Hunger for acquisitions is on the rise
A buoyant deals market is driving up the prices being paid for businesses by growth-hungry and cash-rich trade buyers and private equity investors.
Nigel Barratt and Ryan Niblock, of HURST Corporate Finance, told business leaders on a Zoom briefing that the number of companies seeking acquisitions has increased significantly over recent months – in stark contrast to the market’s collapse following the first lockdown in March last year.
As a result of this trend valuations, which are generally based on a multiple of a company’s underlying profits – Earnings Before Interest, Taxes, Depreciation and Amortisation (EBITDA) – have risen sharply.
The multiples being paid by trade and private equity buyers have surged, with ecommerce, technology, IT and healthcare businesses in particular commanding higher premiums, said Nigel.
HURST has seen an upsurge in the number of clients mulling acquisitions as well as advising more clients on the sell side.
Focusing on acquisitions in the firm’s latest update on the M&A market, Nigel said clients on the takeover trail are in a good financial position, having made use of government support programmes and because of the availability of cheap debt. Private equity institutions are also cash-rich.
Other factors driving acquisitions include a desire to fuel growth and to diversify, while the impact of Covid-19 has spawned an appetite for new business models, which can be achieved by bringing in new skills, expertise and technology through takeovers.
The rationale for acquiring businesses may also encompass a wish to expand into new sectors and territories, create synergies with target companies, a lack of scope for continued organic growth, to reduce competition and to secure supplies, added Nigel.
Businesses considering a sale themselves down the line may also consider acquisitions a few years beforehand, to boost their market position and add to their skillsets.
Nigel said this is a particular theme for private equity houses, which frequently buy one business and then make acquisitions to create a bigger enterprise that is easier to sell for a higher price.
He said the supply side of the acquisition equation is also buoyant, amid the perception among company owners that we are in a seller’s market.
The pandemic has highlighted the danger of having their entire wealth tied up in their business, while the threat of tax increases – in particular capital gains tax – presents another reason why owners are looking to sell, said Nigel.

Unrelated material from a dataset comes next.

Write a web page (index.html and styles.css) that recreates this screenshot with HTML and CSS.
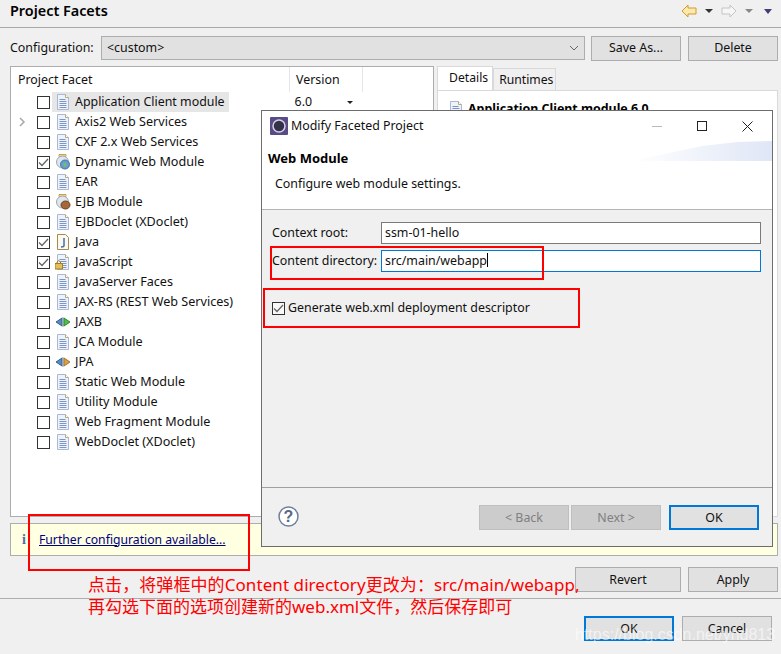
FILE: index.html
```html
<!DOCTYPE html>
<html lang="en">
<head>
<meta charset="utf-8">
<title>Project Facets</title>
<link rel="stylesheet" href="styles.css">
</head>
<body>
<svg class="defs" width="0" height="0">
  <symbol id="doc" viewBox="0 0 16 16">
    <path d="M2.500 .5h8l3 3v12h-11z" fill="#eef2fa" stroke="#a9b8d6"/>
    <path d="M10.500 .5v3h3" fill="#fff" stroke="#b9a878"/>
    <path d="M4.500 5.500h6M4.500 7.500h7M4.500 9.500h7M4.500 11.500h7M4.500 13.500h7" stroke="#7d95c4"/>
  </symbol>
  <symbol id="jar" viewBox="0 0 16 16">
    <path d="M4 .5h7v2H4z" fill="#f4dd9c" stroke="#c9a24f"/>
    <circle cx="7.500" cy="8" r="6" fill="#dfe6ee" stroke="#9aa7b5"/>
  </symbol>
  <symbol id="arrows" viewBox="0 0 16 16">
    <path d="M7 4v8L1 8z" fill="#5b8ac0" stroke="#34628f"/>
    <path d="M8 3v10" stroke="#8aa0b8"/>
  </symbol>
  <symbol id="tick" viewBox="0 0 11 9">
    <path d="M1 4.500l3 3 6-6.500" fill="none" stroke="#666" stroke-width="1.300"/>
  </symbol>
</svg>

<header class="page-head">
  <h1 class="page-title">Project Facets</h1>
  <div class="nav-icons">
    <svg width="16" height="14" viewBox="0 0 16 14"><path d="M1 7l6-6v3h8v6H7v3z" fill="#fbe9b0" stroke="#d39a2a"/></svg>
    <i class="caret dark"></i>
    <svg width="16" height="14" viewBox="0 0 16 14"><path d="M15 7L9 1v3H1v6h8v3z" fill="#f6f6f6" stroke="#c4c4c4"/></svg>
    <i class="caret grey"></i>
    <i class="caret purple"></i>
  </div>
</header>

<main class="content">
  <div class="config-row">
    <span class="config-label">Configuration:</span>
    <div class="combo"><span>&lt;custom&gt;</span>
      <svg width="10" height="6" viewBox="0 0 10 6"><path d="M1 1l4 4 4-4" fill="none" stroke="#666"/></svg>
    </div>
    <button class="btn w-save">Save As...</button>
    <button class="btn w-delete">Delete</button>
  </div>

  <div class="panels">
    <section class="facets">
      <div class="facet-head">
        <span class="col-name">Project Facet</span>
        <span class="col-version">Version</span>
      </div>
      <ul class="facet-list">
        <li class="facet"><span class="twisty"></span><span class="check"></span><span class="fcell selected"><svg class="ficon"><use href="#doc"/></svg><span class="fname tight">Application Client module</span></span><span class="fversion">6.0<i class="caret mini"></i></span></li>
        <li class="facet"><span class="twisty"><svg width="7" height="10" viewBox="0 0 7 10"><path d="M1 1l4 4-4 4" fill="none" stroke="#a8a8a8" stroke-width="1.500"/></svg></span><span class="check"></span><span class="fcell"><svg class="ficon"><use href="#doc"/></svg><span class="fname">Axis2 Web Services</span></span></li>
        <li class="facet"><span class="twisty"></span><span class="check"></span><span class="fcell"><svg class="ficon"><use href="#doc"/></svg><span class="fname">CXF 2.x Web Services</span></span></li>
        <li class="facet"><span class="twisty"></span><span class="check"><svg class="tick"><use href="#tick"/></svg></span><span class="fcell"><svg class="ficon" viewBox="0 0 16 16"><use href="#jar" width="16" height="16"/><circle cx="10" cy="10.500" r="4.500" fill="#5f9fd6" stroke="#47719b"/><path d="M8 9h3l1 3-3 1z" fill="#7fb86a"/></svg><span class="fname">Dynamic Web Module</span></span></li>
        <li class="facet"><span class="twisty"></span><span class="check"></span><span class="fcell"><svg class="ficon"><use href="#doc"/></svg><span class="fname">EAR</span></span></li>
        <li class="facet"><span class="twisty"></span><span class="check"></span><span class="fcell"><svg class="ficon" viewBox="0 0 16 16"><use href="#jar" width="16" height="16"/><ellipse cx="10.500" cy="11" rx="4.500" ry="4" fill="#a5663a" stroke="#6e3f1f"/></svg><span class="fname">EJB Module</span></span></li>
        <li class="facet"><span class="twisty"></span><span class="check"></span><span class="fcell"><svg class="ficon"><use href="#doc"/></svg><span class="fname">EJBDoclet (XDoclet)</span></span></li>
        <li class="facet"><span class="twisty"></span><span class="check"><svg class="tick"><use href="#tick"/></svg></span><span class="fcell"><svg class="ficon" viewBox="0 0 16 16"><path d="M2.500.5h8l3 3v12h-11z" fill="#fbf8ee" stroke="#a58a4c"/><path d="M9 4v7.500q0 1.500-3 1.500" fill="none" stroke="#3f6fb5" stroke-width="1.500"/></svg><span class="fname">Java</span></span></li>
        <li class="facet"><span class="twisty"></span><span class="check"><svg class="tick"><use href="#tick"/></svg></span><span class="fcell"><svg class="ficon" viewBox="0 0 16 16"><use href="#doc" width="16" height="16"/><path d="M0 9.500h7.500V15H0z" fill="#e5bf54" stroke="#a17f22"/><path d="M2 9.500V8q1.700-3 3.500 0v1.500" fill="none" stroke="#a17f22"/></svg><span class="fname">JavaScript</span></span></li>
        <li class="facet"><span class="twisty"></span><span class="check"></span><span class="fcell"><svg class="ficon"><use href="#doc"/></svg><span class="fname">JavaServer Faces</span></span></li>
        <li class="facet"><span class="twisty"></span><span class="check"></span><span class="fcell"><svg class="ficon"><use href="#doc"/></svg><span class="fname">JAX-RS (REST Web Services)</span></span></li>
        <li class="facet"><span class="twisty"></span><span class="check"></span><span class="fcell"><svg class="ficon" viewBox="0 0 16 16"><use href="#arrows" width="16" height="16"/><path d="M9 4v8l6-4z" fill="#58b94e" stroke="#2f8a2a"/></svg><span class="fname">JAXB</span></span></li>
        <li class="facet"><span class="twisty"></span><span class="check"></span><span class="fcell"><svg class="ficon"><use href="#doc"/></svg><span class="fname">JCA Module</span></span></li>
        <li class="facet"><span class="twisty"></span><span class="check"></span><span class="fcell"><svg class="ficon" viewBox="0 0 16 16"><use href="#arrows" width="16" height="16"/><path d="M9 4v8l6-4z" fill="#d9a04c" stroke="#a4742a"/></svg><span class="fname">JPA</span></span></li>
        <li class="facet"><span class="twisty"></span><span class="check"></span><span class="fcell"><svg class="ficon"><use href="#doc"/></svg><span class="fname">Static Web Module</span></span></li>
        <li class="facet"><span class="twisty"></span><span class="check"></span><span class="fcell"><svg class="ficon"><use href="#doc"/></svg><span class="fname">Utility Module</span></span></li>
        <li class="facet"><span class="twisty"></span><span class="check"></span><span class="fcell"><svg class="ficon"><use href="#doc"/></svg><span class="fname">Web Fragment Module</span></span></li>
        <li class="facet"><span class="twisty"></span><span class="check"></span><span class="fcell"><svg class="ficon"><use href="#doc"/></svg><span class="fname">WebDoclet (XDoclet)</span></span></li>
      </ul>
    </section>
    <section class="details">
      <div class="tabs">
        <span class="tab active">Details</span>
        <span class="tab">Runtimes</span>
      </div>
      <div class="tab-body">
        <svg class="ficon"><use href="#doc"/></svg>
        <strong>Application Client module 6.0</strong>
      </div>
    </section>
  </div>

  <div class="info-bar">
    <span class="info-i">i</span>
    <a class="info-link" href="#">Further configuration available...</a>
  </div>

  <div class="revert-row">
    <button class="btn w-revert">Revert</button>
    <button class="btn w-apply">Apply</button>
  </div>
</main>

<footer class="page-foot">
  <button class="btn primary w-ok">OK</button>
  <button class="btn w-cancel">Cancel</button>
</footer>

<div class="dialog">
  <div class="dlg-title">
    <svg width="18" height="18" viewBox="0 0 18 18"><rect width="18" height="18" rx="1" fill="#5a4a86"/><circle cx="9" cy="9" r="6" fill="#33324a" stroke="#d5d3e0" stroke-width="1.500"/></svg>
    <span class="dlg-name">Modify Faceted Project</span>
    <div class="win-btns">
      <i class="win-min"></i>
      <i class="win-max"></i>
      <svg width="11" height="11" viewBox="0 0 11 11"><path d="M.5.500l10 10M10.500.500l-10 10" stroke="#222"/></svg>
    </div>
  </div>
  <div class="dlg-banner">
    <h2 class="banner-title">Web Module</h2>
    <p class="banner-sub">Configure web module settings.</p>
  </div>
  <div class="dlg-body">
    <label class="field">
      <span class="field-label">Context root:</span>
      <span class="input">ssm-01-hello</span>
    </label>
    <label class="field">
      <span class="field-label">Content directory:</span>
      <span class="input focus">src/main/webapp<i class="cursor"></i></span>
    </label>
    <label class="gen-row">
      <span class="check small"><svg class="tick"><use href="#tick"/></svg></span>
      <span>Generate web.xml deployment descriptor</span>
    </label>
  </div>
  <div class="dlg-foot">
    <svg class="help" width="21" height="21" viewBox="0 0 21 21"><circle cx="10.500" cy="10.500" r="9.500" fill="#fff" stroke="#6f7f99" stroke-width="1.500"/><text x="10.500" y="16" class="help-q">?</text></svg>
    <button class="btn disabled w-back">&lt; Back</button>
    <button class="btn disabled w-next">Next &gt;</button>
    <button class="btn primary w-dok">OK</button>
  </div>
</div>

<div class="mark m1"></div>
<div class="mark m2"></div>
<div class="mark m3"></div>
<p class="note"><span class="note-first">点击，将弹框中的Content directory更改为：src/main/webapp,</span><br>再勾选下面的选项创建新的web.xml文件，然后保存即可</p>
<span class="watermark">https://blog.csdn.net/ynd813</span>
</body>
</html>
```
FILE: styles.css
```css
* { box-sizing: border-box; }
html, body { margin: 0; padding: 0; }
body {
  width: 781px;
  height: 654px;
  overflow: hidden;
  position: relative;
  background: #f0f0f0;
  color: #111;
  font: 12.400px/20px "Noto Sans", "Noto Sans CJK SC", sans-serif;
}
.defs { position: absolute; }

.page-head {
  height: 28px;
  display: flex;
  align-items: center;
  justify-content: space-between;
  padding: 0 9px 5px 10px;
  border-bottom: 1px solid #a8a8a8;
}
.page-title { margin: 0; font-size: 14.400px; font-weight: 600; color: #000; }
.nav-icons { display: flex; align-items: center; gap: 8px; }
.caret { display: block; width: 0; height: 0; border: 4px solid transparent; border-bottom: 0; }
.caret.dark { border-top-color: #333; }
.caret.grey { border-top-color: #888; }
.caret.purple { border-width: 5px 4.500px 0; border-top-color: #4b3a78; margin-left: 3px; }
.caret.mini { border-width: 3px 3px 0; border-top-color: #222; margin-left: 35px; display: inline-block; vertical-align: middle; }

.content { padding: 8px 3px 0 10px; height: 570px; }
.config-row { display: flex; align-items: center; height: 24px; margin-bottom: 6px; }
.config-label { width: 91px; }
.combo {
  width: 484px; height: 24px; display: flex; align-items: center; justify-content: space-between;
  padding: 0 5px; background: #e1e1e1; border: 1px solid #adadad; margin-right: 6px;
}
.btn {
  height: 25px; padding: 0; font: inherit; color: #111; background: #e1e1e1;
  border: 1px solid #adadad; border-radius: 0;
}
.btn.primary { border: 2px solid #0078d7; }
.btn.disabled { background: #ccc; border-color: #bfbfbf; color: #808080; }
.w-save { width: 90px; margin-right: 7px; }
.w-delete { width: 90px; }

.panels { display: flex; height: 451px; }
.facets { width: 424px; background: #fff; border: 1px solid #adadad; margin-right: 3px; overflow: hidden; }
.facet-head { display: flex; height: 25px; align-items: center; }
.col-name { width: 278px; padding-left: 7px; }
.col-version { width: 74px; height: 25px; padding-left: 6px; line-height: 25px; border-left: 1px solid #e5e5e5; border-right: 1px solid #e5e5e5; }
.facet-list { margin: 0; padding: 0; list-style: none; font-size: 12.600px; }
.facet { height: 20px; display: flex; align-items: center; }
.twisty { width: 26px; display: flex; justify-content: flex-end; padding-right: 11px; }
.check {
  width: 13px; height: 13px; flex: none; display: flex; align-items: center; justify-content: center;
  border: 1px solid #333; background: #fff;
}
.check.small { margin-right: 3px; background: #f8f8f8; }
.tick { width: 11px; height: 9px; }
.fcell { display: flex; align-items: center; height: 20px; margin-left: 2px; padding-right: 4px; }
.fcell.selected { background: #e6e6e6; }
.fname.tight { font-size: 12.400px; }
.ficon { width: 16px; height: 16px; margin: 0 4px 0 3px; flex: none; }
.fversion { margin-left: 66px; font-size: 12.400px; }

.details { width: 341px; }
.tabs { display: flex; height: 24px; align-items: flex-end; font-size: 12.200px; }
.tab { padding: 0 2px 0 5px; height: 22px; line-height: 22px; border: 1px solid #d9d9d9; border-bottom: 0; background: #f0f0f0; }
.tab.active { height: 24px; line-height: 22px; padding: 0 4px 0 11px; background: #fff; }
.tab-body { height: 427px; background: #fff; border: 1px solid #d9d9d9; padding: 8px 10px; display: flex; align-items: flex-start; }
.tab-body .ficon { margin: 2px 4px 0 0; }
.tab-body strong { font-weight: 700; color: #000; }

.info-bar {
  margin-top: 6px; height: 33px; background: #ffffe1; border: 1px solid #adadad;
  display: flex; align-items: center; padding-left: 11px;
}
.info-i { width: 17px; font: 700 14px/20px "Liberation Serif", serif; color: #4f6fa8; }
.info-link { color: #000080; font-size: 12.200px; }
.revert-row { display: flex; justify-content: flex-end; gap: 7px; margin-top: 11px; }
.w-revert { width: 106px; }
.w-apply { width: 90px; }

.page-foot {
  border-top: 1px solid #adadad; height: 56px; display: flex; justify-content: flex-end;
  gap: 8px; padding: 17px 9px 0 0;
}
.w-ok, .w-cancel { width: 90px; }

.dialog {
  position: absolute; left: 261px; top: 110px; width: 512px; height: 437px;
  background: #f0f0f0; border: 1px solid #6d6d6d; display: flex; flex-direction: column;
}
.dlg-title { height: 30px; background: #fff; display: flex; align-items: center; padding: 0 19px 0 8px; }
.dlg-name { margin-left: 3px; flex: 1; }
.win-btns { display: flex; align-items: center; gap: 35px; }
.win-min { display: block; width: 10px; height: 1px; background: #bbb; }
.win-max { display: block; width: 10px; height: 10px; border: 1px solid #222; }
.dlg-banner {
  height: 69px; padding: 7px 6px 0; position: relative;
  background: #fff;
  border-bottom: 1px solid #b5b5b5;
}
.dlg-banner::after {
  content: ""; position: absolute; right: 0; top: 0; width: 140px; height: 20px;
  background: linear-gradient(to right, #fff, #dfe6f6);
  clip-path: polygon(0 100%, 50% 25%, 75% 5%, 100% 0, 100% 100%);
}
.banner-title { margin: 0; font-size: 13px; font-weight: 700; color: #000; line-height: 20px; }
.banner-sub { margin: 6px 0 0 7px; line-height: 20px; }
.dlg-body { flex: 1; padding: 12px 11px 0 10px; border-bottom: 1px solid #a0a0a0; }
.field { display: flex; align-items: center; height: 22px; margin-bottom: 6px; }
.field-label { width: 109px; flex: none; }
.input { flex: 1; height: 22px; line-height: 20px; padding-left: 3px; background: #fff; border: 1px solid #7a7a7a; }
.input.focus { border-color: #0078d7; }
.cursor { display: inline-block; width: 1px; height: 14px; background: #000; vertical-align: -2px; }
.gen-row { display: flex; align-items: center; margin-top: 26px; height: 20px; }
.dlg-foot { height: 58px; display: flex; align-items: flex-start; padding: 17px 12px 0 16px; }
.help { margin-top: 1px; margin-right: 180px; }
.help-q { font: 700 16px "Liberation Sans", sans-serif; fill: #56698a; text-anchor: middle; }
.w-back { width: 90px; margin-right: 2px; }
.w-next { width: 90px; margin-right: 8px; }
.w-dok { width: 90px; }

.mark { position: absolute; border: 2px solid #f00; }
.m1 { left: 270px; top: 246px; width: 274px; height: 34px; }
.m2 { left: 263px; top: 288px; width: 317px; height: 40px; }
.m3 { left: 28px; top: 514px; width: 222px; height: 57px; }
.note {
  position: absolute; left: 88px; top: 574px; margin: 0; color: #f00; font-size: 17px; line-height: 22px;
  font-family: "Noto Sans", "Noto Sans CJK SC", sans-serif; white-space: nowrap;
}
.note-first { letter-spacing: .08px; }
.watermark {
  position: absolute; left: 575px; top: 624px; color: rgba(255,255,255,.6); font: 16px/22px "Liberation Sans", sans-serif;
}
```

Ryan outlined the options for funding acquisitions, pointing out that any surplus cash or debt has a £ for £ impact on the valuation of a business.
He also emphasised the need for robust due diligence to verify the state of the target.
“An acquisition can transform your business and increase shareholder value. Get it wrong, and it can be a stressful and a costly mistake.”
Due diligence should examine its finances, tax liabilities, contracts in place, commercial position, insurance cover management skills and technology systems.
A post-deal implementation plan is also essential, taking into account integration of the acquired business, management, cultural alignment, controls, financing and reporting.
The acquisition process will be very time-consuming and extra resources such as trusted adviser can play a crucial role.
Nigel said: “An acquisition can transform your business and increase shareholder value. Get it wrong, and it can be a stressful and a costly mistake.”